One common edge case is vendor-managed access. If a third-party maintenance account is reused across sites or lacks strong session controls, it can become the shortest path from IT compromise into OT control zones. Another is emergency operations, where teams may temporarily relax controls to restore service, only to leave an attacker with a larger foothold than before. For that reason, containment playbooks should distinguish between temporary process-safe isolation and permanent remediation.

For governance, pair incident response with continuous review of privileged and machine access, especially where AI-assisted operators or automation tools can trigger actions across multiple layers. The question is not whether AI helps attackers move faster; it is whether the plant has already defined the minimum viable isolation that can still preserve control authority when that happens.

Standards & Framework Alignment

This section maps relevant standards and security frameworks to the operational risks and controls described in this guidance.

MITRE ATT&CK and OWASP Non-Human Identity Top 10 address the attack and risk surface, while NIST CSF 2.0, NIST Zero Trust (SP 800-207) and NIST AI RMF set the governance and control requirements practitioners need to meet.
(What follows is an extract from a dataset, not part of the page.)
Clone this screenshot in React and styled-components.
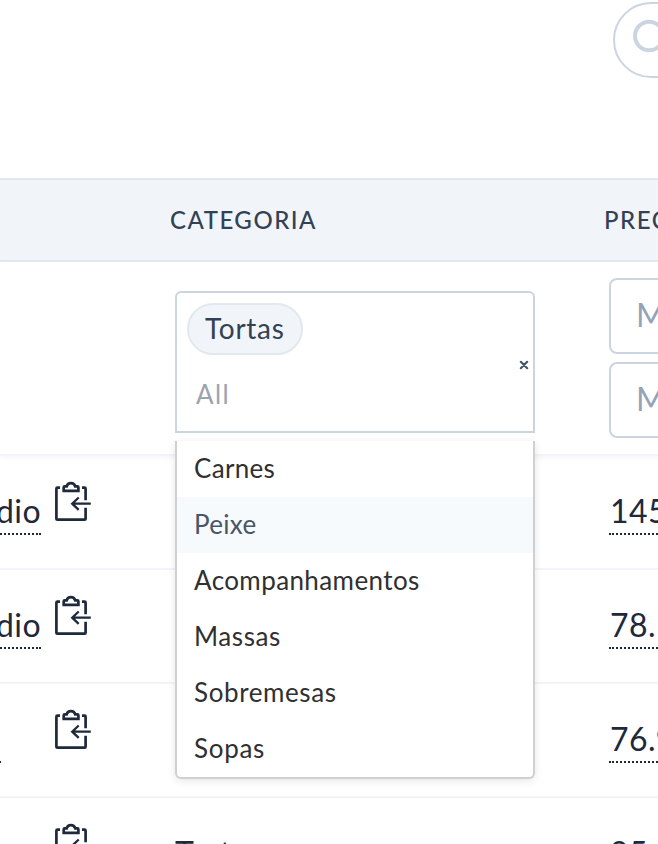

Framework Control / Reference Relevance
NIST CSF 2.0 PR.AC-4 OT lateral movement often succeeds through weak access restrictions and shared credentials.
NIST Zero Trust (SP 800-207) Zero trust is the right model for limiting attacker movement across OT trust boundaries.
NIST AI RMF AI-driven attackers change speed and uncertainty in ways that affect security governance.
MITRE ATT&CK T1021 Remote services and pivoting are common ways attackers spread after initial foothold.
OWASP Non-Human Identity Top 10 Compromised non-human identities often enable attacker movement into OT-adjacent systems.

Map OT exposure to remote access techniques and close the paths used for lateral movement.